COLLECTED MATERIAL:
· · · ·

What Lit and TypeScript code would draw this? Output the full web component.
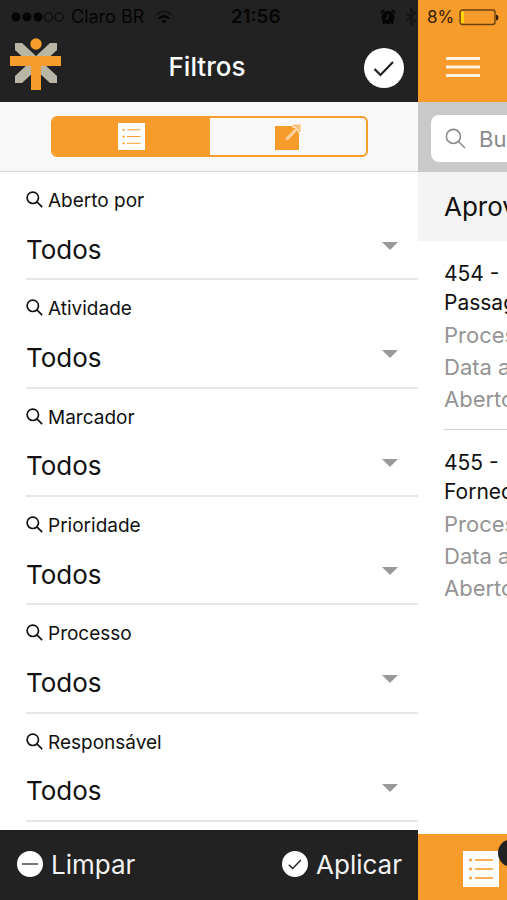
import { LitElement, html, css, svg } from "lit";
import { customElement, state } from "lit/decorators.js";

const ORANGE = "#f79b2b";

const listIcon = (cls: string) => html`
  <svg class=${cls} viewBox="0 0 36 36" aria-hidden="true">
    <rect width="36" height="36" fill="#fff" />
    ${[9, 18, 27].map(
      (y) => svg`<circle cx="7.5" cy=${y} r="1.5" fill=${ORANGE} />
        <path d="M12 ${y}H30" stroke=${ORANGE} stroke-width="1.6" />`
    )}
  </svg>`;

const checkIcon = (cls: string) => html`
  <svg class=${cls} viewBox="0 0 40 40" aria-hidden="true">
    <circle cx="20" cy="20" r="20" fill="#fff" />
    <path d="M10.500 21L16.500 27L29 14" fill="none" stroke="#222" stroke-width="2.200" />
  </svg>`;

const magnifier = (cls: string, width: number) => html`
  <svg class=${cls} viewBox="0 0 20 20" fill="none" stroke="currentColor" stroke-width=${width} aria-hidden="true">
    <circle cx="8" cy="8" r="6.700" />
    <path d="M12.800 12.800L19 19" />
  </svg>`;

interface Task {
  code: string;
  subject: string;
}

@customElement("app-root")
export class AppRoot extends LitElement {
  @state() private filters = ["Aberto por", "Atividade", "Marcador", "Prioridade", "Processo", "Responsável"];
  @state() private tasks: Task[] = [
    { code: "454 -", subject: "Passag" },
    { code: "455 -", subject: "Forned" },
  ];

  static styles = css`
    :host {
      display: flex;
      min-height: 100vh;
      overflow: hidden;
      background: #fff;
      color: #111;
      font-family: Inter, "Noto Sans", sans-serif;
    }
    * {
      box-sizing: border-box;
    }
    button {
      padding: 0;
      border: 0;
      background: none;
      color: inherit;
      font: inherit;
      display: flex;
      align-items: center;
      justify-content: center;
    }
    svg {
      display: block;
      flex: none;
    }
    h1,
    h2,
    h3,
    p {
      margin: 0;
      font-weight: 400;
    }
    .drawer {
      flex: 1;
      min-width: 0;
      display: flex;
      flex-direction: column;
    }
    .page {
      flex: 0 0 89px;
      overflow: hidden;
      display: flex;
      flex-direction: column;
      white-space: nowrap;
    }
    .top {
      height: 102px;
      background: #222;
    }
    .page .top {
      background: #f79b2b;
    }
    .status {
      height: 34px;
      display: flex;
      align-items: center;
      justify-content: space-between;
      padding-left: 11px;
      color: #050505;
      font-size: 18px;
      line-height: 20px;
      white-space: nowrap;
    }
    .carrier,
    .signals {
      display: flex;
      align-items: center;
    }
    .carrier {
      gap: 7px;
    }
    .time {
      font-size: 19px;
      font-weight: 600;
      margin-right: 42px;
    }
    .signals {
      gap: 8px;
    }
    .dots {
      width: 53px;
      height: 10px;
    }
    .wifi {
      width: 18px;
      height: 14px;
      margin-left: 4px;
    }
    .alarm {
      width: 16px;
      height: 16px;
    }
    .bluetooth {
      width: 14px;
      height: 18px;
      opacity: 0.5;
    }
    .page .status {
      justify-content: flex-start;
      gap: 5px;
      padding-left: 9px;
      color: #33200a;
      font-size: 17px;
    }
    .battery {
      width: 40px;
      height: 17px;
    }
    .bar {
      height: 68px;
      display: grid;
      grid-template-columns: 1fr auto 1fr;
      align-items: center;
      padding: 0 14px 0 10px;
      color: #fff;
    }
    .logo {
      width: 52px;
      height: 52px;
      margin-bottom: 8px;
    }
    .bar h1 {
      font-size: 26px;
      line-height: 32px;
      font-weight: 500;
      padding-bottom: 2px;
    }
    .confirm {
      justify-self: end;
    }
    .check-large {
      width: 40px;
      height: 40px;
    }
    .menu {
      height: 66px;
    }
    .burger {
      width: 34px;
      height: 20px;
      margin-left: 28px;
    }
    .switcher {
      height: 70px;
      padding: 0 50px 0 51px;
      display: flex;
      align-items: center;
      background: #f8f8f8;
      border-bottom: 1px solid #d4d4d4;
    }
    .segments {
      flex: 1;
      height: 41px;
      display: flex;
      border: 2px solid #f79b2b;
      border-radius: 6px;
      overflow: hidden;
    }
    .segments button {
      flex: 1;
    }
    .segments .active {
      background: #f79b2b;
    }
    .list-small {
      width: 27px;
      height: 27px;
    }
    .export {
      width: 28px;
      height: 28px;
    }
    .filters {
      flex: 1;
      display: grid;
      grid-auto-rows: 1fr;
      padding: 0 0 8px 26px;
    }
    .filter {
      min-height: 100px;
      border-bottom: 2px solid #e6e6e6;
      padding-top: 16px;
    }
    .filter label {
      display: flex;
      align-items: center;
      gap: 5px;
      font-size: 19px;
      line-height: 26px;
    }
    .glass-small {
      width: 17px;
      height: 17px;
      margin-bottom: 3px;
    }
    .choice {
      display: flex;
      align-items: center;
      height: 44px;
      margin-top: 13px;
    }
    .choice select {
      flex: 1;
      min-width: 0;
      height: 44px;
      padding: 0;
      border: 0;
      background: none;
      appearance: none;
      color: #111;
      font: inherit;
      font-size: 26px;
    }
    .arrow {
      width: 16px;
      height: 8px;
      margin: 0 20px 6px 0;
    }
    .actions {
      height: 70px;
      padding: 0 16px 2px 17px;
      display: flex;
      align-items: center;
      justify-content: space-between;
      background: #222;
      color: #f2f2f2;
      font-size: 26px;
    }
    .actions button {
      gap: 8px;
    }
    .round {
      width: 26px;
      height: 26px;
    }
    .search {
      height: 70px;
      padding: 13px 0 10px 13px;
      background: #c9c9ca;
    }
    .field {
      height: 47px;
      width: 360px;
      display: flex;
      align-items: center;
      gap: 13px;
      padding-left: 14px;
      background: #fff;
      border-radius: 8px;
      color: #8a8a8a;
    }
    .field input {
      flex: 1;
      min-width: 0;
      padding: 0;
      border: 0;
      outline: 0;
      background: none;
      font: inherit;
      font-size: 22px;
    }
    .field input::placeholder {
      color: #8a8a8a;
    }
    .glass {
      width: 21px;
      height: 21px;
    }
    .group {
      height: 69px;
      padding-left: 26px;
      background: #f3f3f3;
      font-size: 26px;
      line-height: 70px;
    }
    .tasks {
      flex: 1;
      padding-left: 26px;
    }
    .task {
      padding: 18px 0 14px;
      border-bottom: 1px solid #d2d2d2;
    }
    .task:last-child {
      border: 0;
    }
    .task h3 {
      margin-bottom: 2px;
      font-size: 21px;
      line-height: 29px;
    }
    .task p {
      color: #949494;
      font-size: 22px;
      line-height: 32px;
    }
    .tabs {
      height: 66px;
      padding: 4px 0 0 45px;
      display: flex;
      align-items: center;
      background: #f79b2b;
    }
    .tab {
      position: relative;
    }
    .list-large {
      width: 36px;
      height: 36px;
    }
    .badge {
      position: absolute;
      left: 35px;
      top: -12px;
      width: 28px;
      height: 28px;
      border-radius: 50%;
      background: #222;
    }
  `;

  private renderStatusLeft() {
    return html`
      <div class="status">
        <div class="carrier">
          <svg class="dots" viewBox="0 0 53 10" aria-hidden="true">
            ${[5, 16, 27].map((x) => svg`<circle cx=${x} cy="5" r="4.500" fill="#050505" />`)}
            ${[37.5, 48].map((x) => svg`<circle cx=${x} cy="5" r="4.200" fill="none" stroke="#050505" />`)}
          </svg>
          <span>Claro BR</span>
          <svg class="wifi" viewBox="0 0 18 14" fill="none" stroke="#050505" stroke-width="2.300" aria-hidden="true">
            <path d="M1 5Q9 -2 17 5" opacity="0.400" />
            <path d="M4 8.500Q9 4 14 8.500" />
            <path d="M6.500 11Q9 8.500 11.500 11L9 13.800Z" fill="#050505" stroke="none" />
          </svg>
        </div>
        <span class="time">21:56</span>
        <div class="signals">
          <svg class="alarm" viewBox="0 0 16 16" aria-hidden="true">
            <circle cx="8" cy="8.500" r="6.500" fill="#050505" />
            <path d="M1 4L4 1M15 4L12 1M3 15L4.500 13M13 15L11.500 13" stroke="#050505" stroke-width="2" />
            <path d="M8 5V9L5.500 10" fill="none" stroke="#333" />
          </svg>
          <svg class="bluetooth" viewBox="0 0 14 18" fill="none" stroke="#050505" stroke-width="1.500" aria-hidden="true">
            <path d="M2 5L11 13L7 17V1L11 5L2 13" />
          </svg>
        </div>
      </div>`;
  }

  private renderDrawer() {
    return html`
      <section class="drawer">
        <header class="top">
          ${this.renderStatusLeft()}
          <div class="bar">
            <svg class="logo" viewBox="0 0 52 52" role="img" aria-label="Logo">
              <path
                d="M5 5H12L26 18L40 5H47V12L33 25L47 38V45H40L26 32L12 45H5V38L19 25L5 12Z"
                fill="#b9b6a6"
              />
              <circle cx="26" cy="6" r="7" fill="#222" />
              <circle cx="26" cy="6" r="5.700" fill="#f79b2b" />
              <path d="M0 18H51V28H31V52H21V28H0Z" fill="#f79b2b" />
            </svg>
            <h1>Filtros</h1>
            <button class="confirm" aria-label="Confirmar">${checkIcon("check-large")}</button>
          </div>
        </header>
        <div class="switcher">
          <div class="segments">
            <button class="active" aria-label="Lista">${listIcon("list-small")}</button>
            <button aria-label="Abrir">
              <svg class="export" viewBox="0 0 28 28" aria-hidden="true">
                <rect x="1" y="3" width="24" height="24" fill="#f79b2b" />
                <path
                  d="M12 15.500L22.500 5L18.500 4V1H27V9.500H24.500L23.500 6L13.500 17Z"
                  fill="#f8c27e"
                  stroke="#fff"
                  stroke-width="0.800"
                />
              </svg>
            </button>
          </div>
        </div>
        <div class="filters">
          ${this.filters.map(
            (name, i) => html`
              <div class="filter">
                <label for="filter-${i}">${magnifier("glass-small", 2)}${name}</label>
                <div class="choice">
                  <select id="filter-${i}">
                    <option>Todos</option>
                  </select>
                  <svg class="arrow" viewBox="0 0 16 8" aria-hidden="true"><path d="M0 0H16L8 8Z" fill="#999" /></svg>
                </div>
              </div>`
          )}
        </div>
        <footer class="actions">
          <button>
            <svg class="round" viewBox="0 0 26 26" aria-hidden="true">
              <circle cx="13" cy="13" r="13" fill="#fff" />
              <path d="M5 13H21" stroke="#777" stroke-width="2" />
            </svg>
            Limpar
          </button>
          <button>${checkIcon("round")}Aplicar</button>
        </footer>
      </section>`;
  }

  private renderPage() {
    return html`
      <main class="page">
        <header class="top">
          <div class="status">
            <span>8%</span>
            <svg class="battery" viewBox="0 0 40 17" aria-hidden="true">
              <rect x="1" y="1" width="35" height="14.500" rx="2.500" fill="none" stroke="#6b4310" stroke-width="1.400" />
              <rect x="2" y="2.500" width="3" height="11.500" fill="#ffd400" />
              <path d="M37 5.500Q39.500 6 39.500 8.500T37 11.500Z" fill="#33200a" />
            </svg>
          </div>
          <button class="menu" aria-label="Menu">
            <svg class="burger" viewBox="0 0 34 20" aria-hidden="true">
              <path d="M0 1.500H34M0 10H34M0 18.500H34" stroke="#fff3e0" stroke-width="3" />
            </svg>
          </button>
        </header>
        <div class="search">
          <div class="field">
            ${magnifier("glass", 1.5)}
            <input type="search" placeholder="Bu" aria-label="Buscar" />
          </div>
        </div>
        <h2 class="group">Aprov</h2>
        <div class="tasks">
          ${this.tasks.map(
            (t) => html`
              <article class="task">
                <h3>${t.code}<br />${t.subject}</h3>
                <p>Proces</p>
                <p>Data a</p>
                <p>Aberto</p>
              </article>`
          )}
        </div>
        <nav class="tabs">
          <button class="tab" aria-label="Tarefas">${listIcon("list-large")}<span class="badge"></span></button>
        </nav>
      </main>`;
  }

  render() {
    return html`${this.renderDrawer()}${this.renderPage()}`;
  }
}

· · · ·

OBJECTIVE: Give only the number of lines in the data that hold the string "this".

SOLVED EXERCISE: 5